Entries taken from a collection:
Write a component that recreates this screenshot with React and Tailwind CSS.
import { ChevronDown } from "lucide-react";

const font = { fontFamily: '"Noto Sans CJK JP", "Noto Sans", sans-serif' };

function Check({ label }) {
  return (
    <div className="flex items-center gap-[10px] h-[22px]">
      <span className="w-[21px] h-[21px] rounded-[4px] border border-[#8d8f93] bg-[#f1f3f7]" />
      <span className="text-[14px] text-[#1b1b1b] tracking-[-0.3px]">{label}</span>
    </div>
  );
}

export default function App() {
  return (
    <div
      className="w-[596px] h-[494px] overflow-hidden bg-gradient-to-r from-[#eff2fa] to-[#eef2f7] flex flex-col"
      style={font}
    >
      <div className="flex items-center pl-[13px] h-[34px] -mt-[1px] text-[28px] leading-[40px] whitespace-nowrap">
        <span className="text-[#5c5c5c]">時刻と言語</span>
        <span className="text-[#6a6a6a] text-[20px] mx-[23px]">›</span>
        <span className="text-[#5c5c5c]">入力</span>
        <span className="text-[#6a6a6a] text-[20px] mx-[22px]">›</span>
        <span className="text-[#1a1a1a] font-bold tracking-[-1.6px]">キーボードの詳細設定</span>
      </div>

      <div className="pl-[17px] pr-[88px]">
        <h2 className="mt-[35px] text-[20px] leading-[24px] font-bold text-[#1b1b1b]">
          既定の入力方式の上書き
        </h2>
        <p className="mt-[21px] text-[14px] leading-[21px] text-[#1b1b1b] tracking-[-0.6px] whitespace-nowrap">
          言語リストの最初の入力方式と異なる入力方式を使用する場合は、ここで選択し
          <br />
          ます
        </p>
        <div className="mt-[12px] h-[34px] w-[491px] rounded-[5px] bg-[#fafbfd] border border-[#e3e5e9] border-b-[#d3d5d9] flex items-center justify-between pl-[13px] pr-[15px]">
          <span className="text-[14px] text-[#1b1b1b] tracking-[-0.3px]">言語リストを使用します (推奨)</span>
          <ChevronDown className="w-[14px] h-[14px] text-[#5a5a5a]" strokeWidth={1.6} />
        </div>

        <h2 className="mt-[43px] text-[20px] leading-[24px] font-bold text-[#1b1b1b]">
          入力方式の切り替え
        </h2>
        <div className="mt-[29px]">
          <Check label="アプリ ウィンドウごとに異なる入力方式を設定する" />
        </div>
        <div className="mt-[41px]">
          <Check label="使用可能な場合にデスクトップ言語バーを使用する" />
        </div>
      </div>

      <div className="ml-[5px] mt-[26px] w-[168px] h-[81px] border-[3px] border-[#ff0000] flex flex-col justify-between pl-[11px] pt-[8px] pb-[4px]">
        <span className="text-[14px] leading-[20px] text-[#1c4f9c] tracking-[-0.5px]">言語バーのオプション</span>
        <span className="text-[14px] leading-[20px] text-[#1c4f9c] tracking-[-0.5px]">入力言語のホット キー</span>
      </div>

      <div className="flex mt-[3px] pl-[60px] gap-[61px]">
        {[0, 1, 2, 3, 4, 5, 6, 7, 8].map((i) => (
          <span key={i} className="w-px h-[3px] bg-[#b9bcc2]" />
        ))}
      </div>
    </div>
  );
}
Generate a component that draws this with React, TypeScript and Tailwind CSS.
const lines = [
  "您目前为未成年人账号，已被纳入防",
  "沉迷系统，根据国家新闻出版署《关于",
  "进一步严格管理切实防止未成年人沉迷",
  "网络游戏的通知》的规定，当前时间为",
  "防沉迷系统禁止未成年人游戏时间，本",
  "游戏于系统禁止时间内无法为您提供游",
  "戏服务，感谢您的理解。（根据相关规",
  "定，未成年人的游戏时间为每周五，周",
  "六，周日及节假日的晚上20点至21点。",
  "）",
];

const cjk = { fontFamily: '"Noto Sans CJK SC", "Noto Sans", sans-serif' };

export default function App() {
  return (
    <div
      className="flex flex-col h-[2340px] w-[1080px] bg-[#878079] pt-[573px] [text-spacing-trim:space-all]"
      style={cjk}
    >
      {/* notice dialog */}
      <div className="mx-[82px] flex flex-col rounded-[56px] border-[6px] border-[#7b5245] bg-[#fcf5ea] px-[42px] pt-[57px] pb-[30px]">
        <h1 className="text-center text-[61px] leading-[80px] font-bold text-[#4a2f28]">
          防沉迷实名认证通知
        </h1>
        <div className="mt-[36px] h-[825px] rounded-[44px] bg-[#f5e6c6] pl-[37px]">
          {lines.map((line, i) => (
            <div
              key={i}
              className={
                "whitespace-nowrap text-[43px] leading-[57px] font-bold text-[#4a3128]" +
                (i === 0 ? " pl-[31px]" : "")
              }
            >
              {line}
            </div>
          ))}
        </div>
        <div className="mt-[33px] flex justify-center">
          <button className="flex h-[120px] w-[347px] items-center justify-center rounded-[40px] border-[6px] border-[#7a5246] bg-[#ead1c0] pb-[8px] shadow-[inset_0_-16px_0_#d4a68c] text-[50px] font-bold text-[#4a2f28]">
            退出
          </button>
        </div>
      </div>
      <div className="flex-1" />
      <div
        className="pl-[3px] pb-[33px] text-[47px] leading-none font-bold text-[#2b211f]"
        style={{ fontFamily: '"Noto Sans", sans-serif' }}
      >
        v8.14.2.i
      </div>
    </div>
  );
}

> DESCRIPTION OF THE TASK: Return what is listed above, exactly and completely.

> RESULT FOR THIS TASK:
Write a component that recreates this screenshot with React and Tailwind CSS.
import { ChevronDown } from "lucide-react";

const font = { fontFamily: '"Noto Sans CJK JP", "Noto Sans", sans-serif' };

function Check({ label }) {
  return (
    <div className="flex items-center gap-[10px] h-[22px]">
      <span className="w-[21px] h-[21px] rounded-[4px] border border-[#8d8f93] bg-[#f1f3f7]" />
      <span className="text-[14px] text-[#1b1b1b] tracking-[-0.3px]">{label}</span>
    </div>
  );
}

export default function App() {
  return (
    <div
      className="w-[596px] h-[494px] overflow-hidden bg-gradient-to-r from-[#eff2fa] to-[#eef2f7] flex flex-col"
      style={font}
    >
      <div className="flex items-center pl-[13px] h-[34px] -mt-[1px] text-[28px] leading-[40px] whitespace-nowrap">
        <span className="text-[#5c5c5c]">時刻と言語</span>
        <span className="text-[#6a6a6a] text-[20px] mx-[23px]">›</span>
        <span className="text-[#5c5c5c]">入力</span>
        <span className="text-[#6a6a6a] text-[20px] mx-[22px]">›</span>
        <span className="text-[#1a1a1a] font-bold tracking-[-1.6px]">キーボードの詳細設定</span>
      </div>

      <div className="pl-[17px] pr-[88px]">
        <h2 className="mt-[35px] text-[20px] leading-[24px] font-bold text-[#1b1b1b]">
          既定の入力方式の上書き
        </h2>
        <p className="mt-[21px] text-[14px] leading-[21px] text-[#1b1b1b] tracking-[-0.6px] whitespace-nowrap">
          言語リストの最初の入力方式と異なる入力方式を使用する場合は、ここで選択し
          <br />
          ます
        </p>
        <div className="mt-[12px] h-[34px] w-[491px] rounded-[5px] bg-[#fafbfd] border border-[#e3e5e9] border-b-[#d3d5d9] flex items-center justify-between pl-[13px] pr-[15px]">
          <span className="text-[14px] text-[#1b1b1b] tracking-[-0.3px]">言語リストを使用します (推奨)</span>
          <ChevronDown className="w-[14px] h-[14px] text-[#5a5a5a]" strokeWidth={1.6} />
        </div>

        <h2 className="mt-[43px] text-[20px] leading-[24px] font-bold text-[#1b1b1b]">
          入力方式の切り替え
        </h2>
        <div className="mt-[29px]">
          <Check label="アプリ ウィンドウごとに異なる入力方式を設定する" />
        </div>
        <div className="mt-[41px]">
          <Check label="使用可能な場合にデスクトップ言語バーを使用する" />
        </div>
      </div>

      <div className="ml-[5px] mt-[26px] w-[168px] h-[81px] border-[3px] border-[#ff0000] flex flex-col justify-between pl-[11px] pt-[8px] pb-[4px]">
        <span className="text-[14px] leading-[20px] text-[#1c4f9c] tracking-[-0.5px]">言語バーのオプション</span>
        <span className="text-[14px] leading-[20px] text-[#1c4f9c] tracking-[-0.5px]">入力言語のホット キー</span>
      </div>

      <div className="flex mt-[3px] pl-[60px] gap-[61px]">
        {[0, 1, 2, 3, 4, 5, 6, 7, 8].map((i) => (
          <span key={i} className="w-px h-[3px] bg-[#b9bcc2]" />
        ))}
      </div>
    </div>
  );
}
Generate a component that draws this with React, TypeScript and Tailwind CSS.
const lines = [
  "您目前为未成年人账号，已被纳入防",
  "沉迷系统，根据国家新闻出版署《关于",
  "进一步严格管理切实防止未成年人沉迷",
  "网络游戏的通知》的规定，当前时间为",
  "防沉迷系统禁止未成年人游戏时间，本",
  "游戏于系统禁止时间内无法为您提供游",
  "戏服务，感谢您的理解。（根据相关规",
  "定，未成年人的游戏时间为每周五，周",
  "六，周日及节假日的晚上20点至21点。",
  "）",
];

const cjk = { fontFamily: '"Noto Sans CJK SC", "Noto Sans", sans-serif' };

export default function App() {
  return (
    <div
      className="flex flex-col h-[2340px] w-[1080px] bg-[#878079] pt-[573px] [text-spacing-trim:space-all]"
      style={cjk}
    >
      {/* notice dialog */}
      <div className="mx-[82px] flex flex-col rounded-[56px] border-[6px] border-[#7b5245] bg-[#fcf5ea] px-[42px] pt-[57px] pb-[30px]">
        <h1 className="text-center text-[61px] leading-[80px] font-bold text-[#4a2f28]">
          防沉迷实名认证通知
        </h1>
        <div className="mt-[36px] h-[825px] rounded-[44px] bg-[#f5e6c6] pl-[37px]">
          {lines.map((line, i) => (
            <div
              key={i}
              className={
                "whitespace-nowrap text-[43px] leading-[57px] font-bold text-[#4a3128]" +
                (i === 0 ? " pl-[31px]" : "")
              }
            >
              {line}
            </div>
          ))}
        </div>
        <div className="mt-[33px] flex justify-center">
          <button className="flex h-[120px] w-[347px] items-center justify-center rounded-[40px] border-[6px] border-[#7a5246] bg-[#ead1c0] pb-[8px] shadow-[inset_0_-16px_0_#d4a68c] text-[50px] font-bold text-[#4a2f28]">
            退出
          </button>
        </div>
      </div>
      <div className="flex-1" />
      <div
        className="pl-[3px] pb-[33px] text-[47px] leading-none font-bold text-[#2b211f]"
        style={{ fontFamily: '"Noto Sans", sans-serif' }}
      >
        v8.14.2.i
      </div>
    </div>
  );
}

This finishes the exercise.